- _YOUR TASK_
Would you transcribe the listing that follows, character for character, and omit its images?
#### EXTRACTED INFORMATION ####
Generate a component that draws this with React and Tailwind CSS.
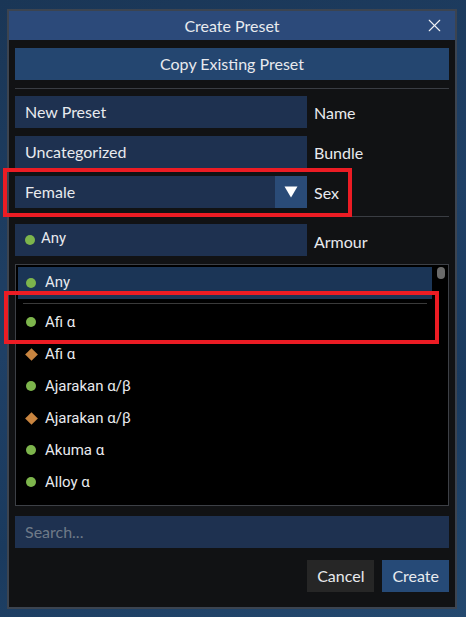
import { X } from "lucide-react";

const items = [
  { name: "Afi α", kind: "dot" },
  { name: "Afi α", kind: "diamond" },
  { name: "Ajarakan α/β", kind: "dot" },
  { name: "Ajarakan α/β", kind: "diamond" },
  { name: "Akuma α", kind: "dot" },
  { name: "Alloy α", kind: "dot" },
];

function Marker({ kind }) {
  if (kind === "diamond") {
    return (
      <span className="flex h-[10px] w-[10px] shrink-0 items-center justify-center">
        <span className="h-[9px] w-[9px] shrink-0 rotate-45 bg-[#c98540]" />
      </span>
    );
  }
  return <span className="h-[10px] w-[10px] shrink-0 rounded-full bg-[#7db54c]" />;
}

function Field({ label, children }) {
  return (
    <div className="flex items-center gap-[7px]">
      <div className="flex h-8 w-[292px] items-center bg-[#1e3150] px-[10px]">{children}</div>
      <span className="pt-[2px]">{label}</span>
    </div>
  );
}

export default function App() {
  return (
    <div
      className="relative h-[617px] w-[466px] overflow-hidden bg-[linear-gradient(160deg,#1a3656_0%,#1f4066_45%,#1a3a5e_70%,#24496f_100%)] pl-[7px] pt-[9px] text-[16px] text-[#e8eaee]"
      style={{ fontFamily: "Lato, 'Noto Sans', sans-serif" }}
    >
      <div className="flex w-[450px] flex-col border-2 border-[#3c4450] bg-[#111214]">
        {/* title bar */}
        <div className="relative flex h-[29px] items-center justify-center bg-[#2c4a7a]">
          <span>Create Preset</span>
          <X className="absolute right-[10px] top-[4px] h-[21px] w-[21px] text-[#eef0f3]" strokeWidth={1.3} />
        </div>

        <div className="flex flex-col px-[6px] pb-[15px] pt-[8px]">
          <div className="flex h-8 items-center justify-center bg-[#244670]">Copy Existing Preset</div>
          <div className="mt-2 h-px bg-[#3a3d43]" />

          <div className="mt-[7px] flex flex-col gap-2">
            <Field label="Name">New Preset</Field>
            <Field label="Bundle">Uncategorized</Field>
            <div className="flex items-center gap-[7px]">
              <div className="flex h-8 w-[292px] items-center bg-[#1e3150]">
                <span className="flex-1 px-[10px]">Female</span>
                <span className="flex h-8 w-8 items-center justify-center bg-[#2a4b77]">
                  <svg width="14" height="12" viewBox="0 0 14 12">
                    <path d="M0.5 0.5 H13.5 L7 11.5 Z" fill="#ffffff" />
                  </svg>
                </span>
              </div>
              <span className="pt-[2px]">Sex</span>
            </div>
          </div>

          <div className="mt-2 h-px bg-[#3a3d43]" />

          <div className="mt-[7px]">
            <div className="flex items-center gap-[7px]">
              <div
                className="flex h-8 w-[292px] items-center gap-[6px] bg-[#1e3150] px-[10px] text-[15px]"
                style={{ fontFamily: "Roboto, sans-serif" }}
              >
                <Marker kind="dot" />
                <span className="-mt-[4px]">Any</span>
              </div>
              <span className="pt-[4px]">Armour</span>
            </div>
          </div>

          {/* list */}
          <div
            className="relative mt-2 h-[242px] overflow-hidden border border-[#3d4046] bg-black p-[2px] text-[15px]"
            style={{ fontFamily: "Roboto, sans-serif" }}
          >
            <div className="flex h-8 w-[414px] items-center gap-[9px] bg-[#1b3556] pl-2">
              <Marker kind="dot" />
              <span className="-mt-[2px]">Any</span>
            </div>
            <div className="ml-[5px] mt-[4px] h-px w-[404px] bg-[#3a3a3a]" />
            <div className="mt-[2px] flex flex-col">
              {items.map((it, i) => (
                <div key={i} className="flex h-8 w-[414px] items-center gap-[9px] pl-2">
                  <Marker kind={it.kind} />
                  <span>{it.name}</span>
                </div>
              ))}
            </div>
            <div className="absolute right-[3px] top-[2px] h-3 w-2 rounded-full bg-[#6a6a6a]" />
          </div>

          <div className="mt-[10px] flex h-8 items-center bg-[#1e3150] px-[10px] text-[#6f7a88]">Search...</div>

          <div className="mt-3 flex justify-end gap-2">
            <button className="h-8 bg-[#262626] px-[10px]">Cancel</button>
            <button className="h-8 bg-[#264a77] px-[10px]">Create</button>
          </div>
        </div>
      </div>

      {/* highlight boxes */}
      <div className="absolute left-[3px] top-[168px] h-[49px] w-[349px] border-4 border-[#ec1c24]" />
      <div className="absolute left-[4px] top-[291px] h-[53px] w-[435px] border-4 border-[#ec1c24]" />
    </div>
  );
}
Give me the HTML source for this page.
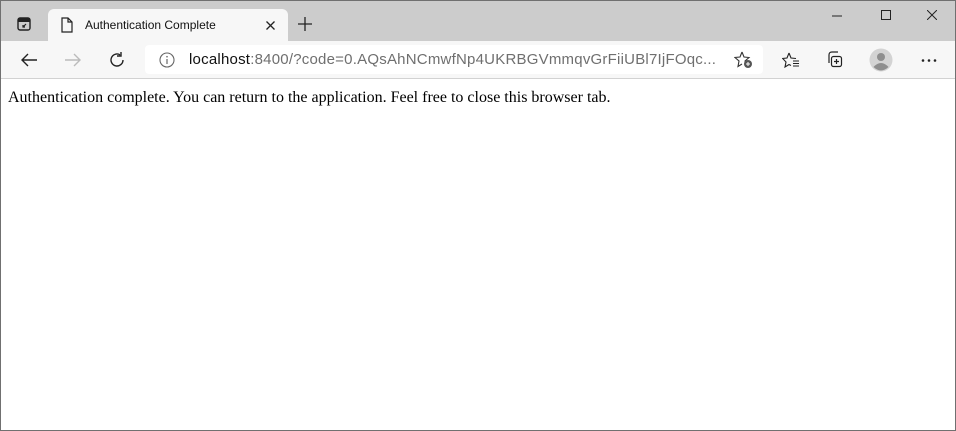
####
- _REPLY TO THE EXERCISE_
Generate a component that draws this with React and Tailwind CSS.
import { X } from "lucide-react";

const items = [
  { name: "Afi α", kind: "dot" },
  { name: "Afi α", kind: "diamond" },
  { name: "Ajarakan α/β", kind: "dot" },
  { name: "Ajarakan α/β", kind: "diamond" },
  { name: "Akuma α", kind: "dot" },
  { name: "Alloy α", kind: "dot" },
];

function Marker({ kind }) {
  if (kind === "diamond") {
    return (
      <span className="flex h-[10px] w-[10px] shrink-0 items-center justify-center">
        <span className="h-[9px] w-[9px] shrink-0 rotate-45 bg-[#c98540]" />
      </span>
    );
  }
  return <span className="h-[10px] w-[10px] shrink-0 rounded-full bg-[#7db54c]" />;
}

function Field({ label, children }) {
  return (
    <div className="flex items-center gap-[7px]">
      <div className="flex h-8 w-[292px] items-center bg-[#1e3150] px-[10px]">{children}</div>
      <span className="pt-[2px]">{label}</span>
    </div>
  );
}

export default function App() {
  return (
    <div
      className="relative h-[617px] w-[466px] overflow-hidden bg-[linear-gradient(160deg,#1a3656_0%,#1f4066_45%,#1a3a5e_70%,#24496f_100%)] pl-[7px] pt-[9px] text-[16px] text-[#e8eaee]"
      style={{ fontFamily: "Lato, 'Noto Sans', sans-serif" }}
    >
      <div className="flex w-[450px] flex-col border-2 border-[#3c4450] bg-[#111214]">
        {/* title bar */}
        <div className="relative flex h-[29px] items-center justify-center bg-[#2c4a7a]">
          <span>Create Preset</span>
          <X className="absolute right-[10px] top-[4px] h-[21px] w-[21px] text-[#eef0f3]" strokeWidth={1.3} />
        </div>

        <div className="flex flex-col px-[6px] pb-[15px] pt-[8px]">
          <div className="flex h-8 items-center justify-center bg-[#244670]">Copy Existing Preset</div>
          <div className="mt-2 h-px bg-[#3a3d43]" />

          <div className="mt-[7px] flex flex-col gap-2">
            <Field label="Name">New Preset</Field>
            <Field label="Bundle">Uncategorized</Field>
            <div className="flex items-center gap-[7px]">
              <div className="flex h-8 w-[292px] items-center bg-[#1e3150]">
                <span className="flex-1 px-[10px]">Female</span>
                <span className="flex h-8 w-8 items-center justify-center bg-[#2a4b77]">
                  <svg width="14" height="12" viewBox="0 0 14 12">
                    <path d="M0.5 0.5 H13.5 L7 11.5 Z" fill="#ffffff" />
                  </svg>
                </span>
              </div>
              <span className="pt-[2px]">Sex</span>
            </div>
          </div>

          <div className="mt-2 h-px bg-[#3a3d43]" />

          <div className="mt-[7px]">
            <div className="flex items-center gap-[7px]">
              <div
                className="flex h-8 w-[292px] items-center gap-[6px] bg-[#1e3150] px-[10px] text-[15px]"
                style={{ fontFamily: "Roboto, sans-serif" }}
              >
                <Marker kind="dot" />
                <span className="-mt-[4px]">Any</span>
              </div>
              <span className="pt-[4px]">Armour</span>
            </div>
          </div>

          {/* list */}
          <div
            className="relative mt-2 h-[242px] overflow-hidden border border-[#3d4046] bg-black p-[2px] text-[15px]"
            style={{ fontFamily: "Roboto, sans-serif" }}
          >
            <div className="flex h-8 w-[414px] items-center gap-[9px] bg-[#1b3556] pl-2">
              <Marker kind="dot" />
              <span className="-mt-[2px]">Any</span>
            </div>
            <div className="ml-[5px] mt-[4px] h-px w-[404px] bg-[#3a3a3a]" />
            <div className="mt-[2px] flex flex-col">
              {items.map((it, i) => (
                <div key={i} className="flex h-8 w-[414px] items-center gap-[9px] pl-2">
                  <Marker kind={it.kind} />
                  <span>{it.name}</span>
                </div>
              ))}
            </div>
            <div className="absolute right-[3px] top-[2px] h-3 w-2 rounded-full bg-[#6a6a6a]" />
          </div>

          <div className="mt-[10px] flex h-8 items-center bg-[#1e3150] px-[10px] text-[#6f7a88]">Search...</div>

          <div className="mt-3 flex justify-end gap-2">
            <button className="h-8 bg-[#262626] px-[10px]">Cancel</button>
            <button className="h-8 bg-[#264a77] px-[10px]">Create</button>
          </div>
        </div>
      </div>

      {/* highlight boxes */}
      <div className="absolute left-[3px] top-[168px] h-[49px] w-[349px] border-4 border-[#ec1c24]" />
      <div className="absolute left-[4px] top-[291px] h-[53px] w-[435px] border-4 border-[#ec1c24]" />
    </div>
  );
}
Give me the HTML source for this page.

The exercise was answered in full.